In recent years, Ukrainian hospitals have been losing their funding in real terms. While nominal allocations for hospitals have grown since 2013, the dollar equivalent of the funding dropped twofold. This was stated by OPPOSITION PLATFORM — FOR LIFE MP Serhiy Lovochkin in an inquiry to Prime Minister Volodymyr Hroisman.

“I demand taking a set of complex measures aimed at massive improvement in healthcare. It should include increase in budget funding of the healthcare system to at least 5 percent of GDP, no more cuts in the number of hospitals, especially in rural areas, restoration of normal operations of ambulance service, significant salary raise for the sector, elimination of medicines deficit under the state procurement program, efficient disease control measures, introduction of obligatory state social healthcare insurance, and more,” Lovochkin wrote.

The politician reminded that the level of guaranteed financing of the healthcare sector was lowered by new legislation adopted in 2017; the bill cut it from 10 percent of the national income to not less than 5 percent of the GDP. The GDP share of healthcare budget expenses was 3.3 percent in 2018 and is forecast at 3.1 percent in 2019. In addition to being gradually cut, the healthcare expense is also underfinanced. As of four months of 2019, it only saw 86 percent of planned funding.

“Ukrainian doctors lack medicines as budget expenses for procurement have been under constant cuts.
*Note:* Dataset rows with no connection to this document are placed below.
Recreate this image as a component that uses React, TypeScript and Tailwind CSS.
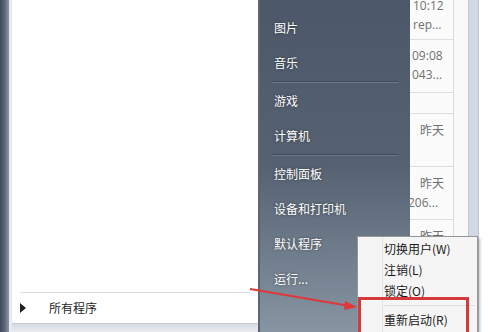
import React from "react";

const font = { fontFamily: '"Noto Sans CJK SC", "Noto Sans", sans-serif' };

function DarkItem({ label }: { label: string }) {
  return (
    <div className="h-[35px] flex items-center pl-[14px] text-[12px] text-white [text-shadow:0_0_3px_rgba(0,0,0,0.5)]">
      {label}
    </div>
  );
}

function DarkSep() {
  return (
    <div className="h-[3px] flex flex-col justify-center px-[12px]">
      <div className="h-px bg-[#3e4856]" />
      <div className="h-px bg-[#6e7a8a]" />
    </div>
  );
}

function MenuItem({ label }: { label: string }) {
  return (
    <div className="h-[21px] flex items-center pl-[26px] text-[12px] text-[#1a1a1a]">{label}</div>
  );
}

export default function App() {
  return (
    <div className="relative w-[497px] h-[332px] overflow-hidden bg-white" style={font}>
      <div className="flex h-full">
        {/* left dark strip */}
        <div className="w-[9px] h-full bg-gradient-to-r from-[#3f4a5a] via-[#5b6678] to-[#8b95a5]" />
        <div className="w-[3px] h-full bg-[#e6eaf0]" />
        {/* white panel */}
        <div className="w-[246px] h-full flex flex-col bg-white">
          <div className="flex-1" />
          <div className="mx-[8px] h-px bg-[#d9dde3]" />
          <div className="h-[30px] flex items-center pl-[8px] text-[12px] text-[#1e1e1e]">
            <svg width="6" height="10" viewBox="0 0 6 10" className="mr-[23px]">
              <path d="M0 0 L6 5 L0 10 Z" fill="#222" />
            </svg>
            所有程序
          </div>
          <div className="h-[9px] bg-gradient-to-b from-[#d5dae2] to-[#e8ebf0] border-t border-[#c9ced6]" />
        </div>
        <div className="w-[2px] h-full bg-[#5d6674]" />
        {/* dark glass panel */}
        <div className="w-[150px] h-full pt-[10px] bg-gradient-to-b from-[#4c5869] via-[#566272] to-[#8795a3]">
          <DarkItem label="图片" />
          <DarkItem label="音乐" />
          <DarkSep />
          <DarkItem label="游戏" />
          <DarkItem label="计算机" />
          <DarkSep />
          <DarkItem label="控制面板" />
          <DarkItem label="设备和打印机" />
          <DarkItem label="默认程序" />
          <DarkItem label="运行..." />
        </div>
        {/* list column */}
        <div className="w-[44px] h-full bg-[#fbfbfb] border-r border-[#dcdcdc] flex flex-col text-[12px] text-[#707070] leading-[19px]" style={{ fontFamily: '"Open Sans", "Noto Sans CJK SC", sans-serif' }}>
          <div className="h-[39px] pl-[3px] -mt-[4px]">
            <div>10:12</div>
            <div>rep...</div>
          </div>
          <div className="h-px bg-[#dedede] mt-[4px]" />
          <div className="h-[52px] pl-[2px] pt-[6px]">
            <div>09:08</div>
            <div>043...</div>
          </div>
          <div className="h-px bg-[#dedede]" />
          <div className="h-[20px]" />
          <div className="h-px bg-[#dedede]" />
          <div className="h-[52px] pl-[10px] pt-[7px]">
            <div>昨天</div>
          </div>
          <div className="h-px bg-[#dedede]" />
          <div className="h-[52px] pt-[7px]">
            <div className="pl-[10px]">昨天</div>
            <div className="-ml-[2px]">206...</div>
          </div>
          <div className="h-px bg-[#dedede]" />
          <div className="pl-[10px] pt-[7px]">昨天</div>
        </div>
        <div className="w-[14px] h-full bg-[#f9f9f9]" />
        <div className="w-[11px] h-full bg-[#d3d9e4] border-x border-[#c2c8d3]" />
        <div className="flex-1 h-full bg-white" />
      </div>

      {/* context menu */}
      <div className="absolute left-[357px] top-[236px] w-[121px] h-[110px] bg-[#f5f5f5] border border-[#979797] shadow-[2px_2px_3px_rgba(0,0,0,0.25)] pt-[1px]">
        <div className="absolute left-[24px] top-0 bottom-0 w-px bg-[#e2e3e3]" />
        <div className="relative">
          <MenuItem label="切换用户(W)" />
          <MenuItem label="注销(L)" />
          <MenuItem label="锁定(O)" />
          <div className="h-[8px] flex items-center pl-[26px] pr-[2px]">
            <div className="h-px w-full bg-[#e0e0e0]" />
          </div>
          <MenuItem label="重新启动(R)" />
        </div>
      </div>

      {/* red highlight box */}
      <div className="absolute left-[358px] top-[297px] w-[111px] h-[50px] border-[3px] border-[#d6393b]" />

      {/* red arrow */}
      <svg className="absolute left-0 top-0 pointer-events-none" width="497" height="332">
        <line x1="250" y1="289" x2="347" y2="305.5" stroke="#e0383a" strokeWidth="2" />
        <path d="M357 307 L345 301 L344 310 Z" fill="#e0383a" />
      </svg>
    </div>
  );
}
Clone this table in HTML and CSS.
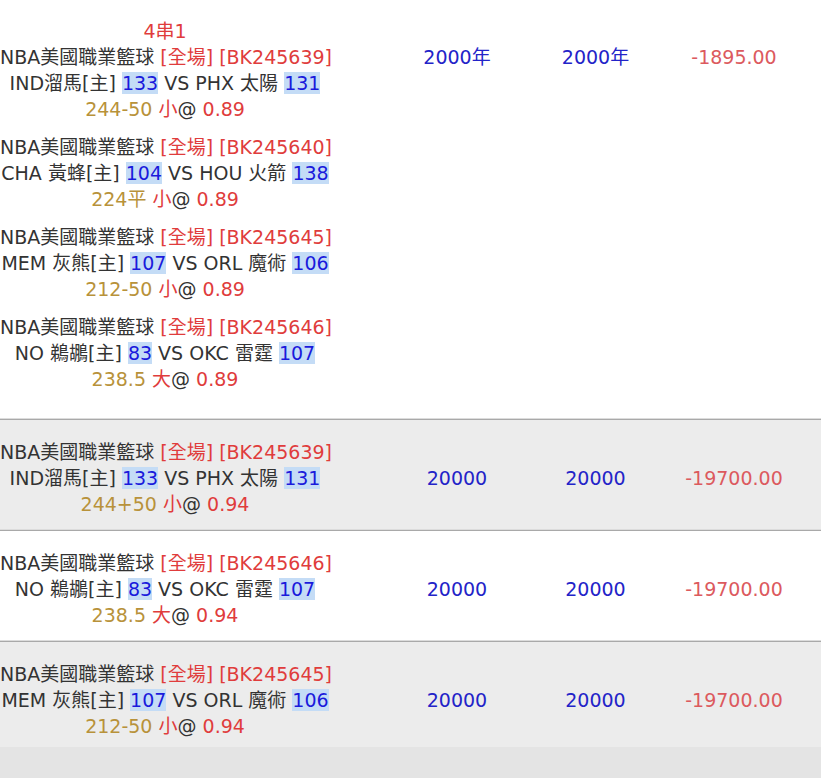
FILE: index.html
```html
<!DOCTYPE html>
<html lang="zh-Hant">
<head>
<meta charset="utf-8">
<title>注單</title>
<link rel="stylesheet" href="styles.css">
</head>
<body>
<div class="list">
  <div class="row parlay">
    <div class="bets">
      <div class="combo">4串1</div>
      <div class="bet">
        <div class="line">NBA美國職業籃球 <span class="red">[全場] [BK245639]</span></div>
        <div class="line">IND溜馬[主] <span class="score">133</span> VS PHX 太陽 <span class="score">131</span></div>
        <div class="line"><span class="gold">244-50</span> <span class="red">小</span>@ <span class="red">0.89</span></div>
      </div>
      <div class="bet">
        <div class="line">NBA美國職業籃球 <span class="red">[全場] [BK245640]</span></div>
        <div class="line">CHA 黃蜂[主] <span class="score">104</span> VS HOU 火箭 <span class="score">138</span></div>
        <div class="line"><span class="gold">224平</span> <span class="red">小</span>@ <span class="red">0.89</span></div>
      </div>
      <div class="bet">
        <div class="line">NBA美國職業籃球 <span class="red">[全場] [BK245645]</span></div>
        <div class="line">MEM 灰熊[主] <span class="score">107</span> VS ORL 魔術 <span class="score">106</span></div>
        <div class="line"><span class="gold">212-50</span> <span class="red">小</span>@ <span class="red">0.89</span></div>
      </div>
      <div class="bet">
        <div class="line">NBA美國職業籃球 <span class="red">[全場] [BK245646]</span></div>
        <div class="line">NO 鵜鶘[主] <span class="score">83</span> VS OKC 雷霆 <span class="score">107</span></div>
        <div class="line"><span class="gold">238.5</span> <span class="red">大</span>@ <span class="red">0.89</span></div>
      </div>
    </div>
    <div class="val blue">2000年</div>
    <div class="val blue">2000年</div>
    <div class="val loss">-1895.00</div>
  </div>

  <div class="row alt">
    <div class="bets">
      <div class="bet">
        <div class="line">NBA美國職業籃球 <span class="red">[全場] [BK245639]</span></div>
        <div class="line">IND溜馬[主] <span class="score">133</span> VS PHX 太陽 <span class="score">131</span></div>
        <div class="line"><span class="gold">244+50</span> <span class="red">小</span>@ <span class="red">0.94</span></div>
      </div>
    </div>
    <div class="val blue">20000</div>
    <div class="val blue">20000</div>
    <div class="val loss">-19700.00</div>
  </div>

  <div class="row">
    <div class="bets">
      <div class="bet">
        <div class="line">NBA美國職業籃球 <span class="red">[全場] [BK245646]</span></div>
        <div class="line">NO 鵜鶘[主] <span class="score">83</span> VS OKC 雷霆 <span class="score">107</span></div>
        <div class="line"><span class="gold">238.5</span> <span class="red">大</span>@ <span class="red">0.94</span></div>
      </div>
    </div>
    <div class="val blue">20000</div>
    <div class="val blue">20000</div>
    <div class="val loss">-19700.00</div>
  </div>

  <div class="row alt last">
    <div class="bets">
      <div class="bet">
        <div class="line">NBA美國職業籃球 <span class="red">[全場] [BK245645]</span></div>
        <div class="line">MEM 灰熊[主] <span class="score">107</span> VS ORL 魔術 <span class="score">106</span></div>
        <div class="line"><span class="gold">212-50</span> <span class="red">小</span>@ <span class="red">0.94</span></div>
      </div>
    </div>
    <div class="val blue">20000</div>
    <div class="val blue">20000</div>
    <div class="val loss">-19700.00</div>
  </div>
</div>
</body>
</html>
```
FILE: styles.css
```css
html, body {
  margin: 0;
  padding: 0;
}
body {
  background: #e4e4e4;
  font-family: "DejaVu Sans", Verdana, "Noto Sans CJK TC", sans-serif;
  font-size: 19px;
  color: #333;
}
.list {
  display: flex;
  flex-direction: column;
}
.row {
  display: grid;
  grid-template-columns: 388px 138px 139px 138px;
  column-gap: 0;
  padding: 19px 0 13px;
  background: #fff;
  border-bottom: 1px solid #a9a9a9;
  box-shadow: inset 0 -1px 0 #dcdcdc;
}
.row.alt {
  background: #ececec;
}
.row.parlay {
  padding-bottom: 27px;
}
.row.last {
  padding-bottom: 8px;
  border-bottom: none;
  box-shadow: none;
}
.bets {
  display: flex;
  flex-direction: column;
  gap: 12px;
  width: 330px;
  grid-column: 1;
}
.combo {
  color: #e03c3c;
  text-align: center;
  line-height: 25px;
  margin-bottom: -12px;
  white-space: nowrap;
}
.bet {
  display: flex;
  flex-direction: column;
}
.line {
  line-height: 26px;
  text-align: center;
  white-space: nowrap;
}
.red { color: #e03c3c; }
.gold { color: #b8923a; }
.score {
  color: #1a1adc;
  background: #c4dcf6;
}
.val {
  align-self: center;
  text-align: center;
  line-height: 26px;
  white-space: nowrap;
}
.row.parlay .val {
  align-self: start;
  padding-top: 25px;
}
.blue { color: #2323c8; }
.loss { color: #dc5a5e; }
```
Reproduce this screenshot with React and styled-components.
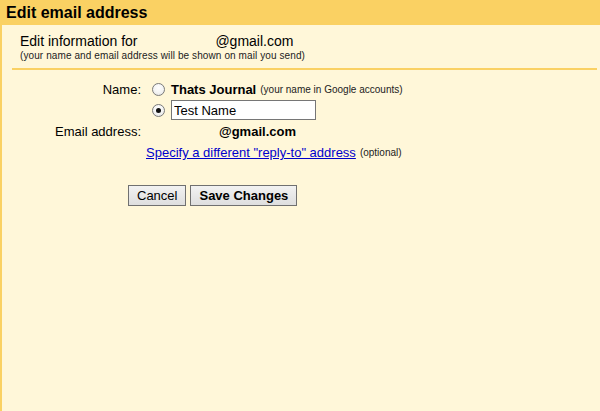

According to the consolidated budget of 2013/2018, the share of funding for medicines from the total amount of funds allocated for healthcare decreased from 13% to 9.5% despite the fact it does not exceed 10% of the hospitals’ needs. As a result, people are forced to buy medicines at their own expense, while drug prices in pharmacies keep going up. Over 2013-2018, they increased by 126%, and continue rising way into 2019,” the inquiry reads.

Lovochkin also noted that the reimbursement program for population is underfunded by at least fivefold, with 1bln hryvnia allocated instead of requested 5bln, and the level of financing in the first four months of 2019 has not exceeded 17 percent of the planned amount.

“Healthcare system has become less available for citizens due to constant cuts in the number of hospitals. Between 2013 and 2018, the number of inpatient care units dropped by 26 percent, rural health posts since 2014 — by 5 percent. Specialized hospitals were cut by 22 percent, and the remaining hospitals are seeing a decrease in the number of in-patient beds,” the OPPOSITION PLATFORM — FOR LIFE MP added.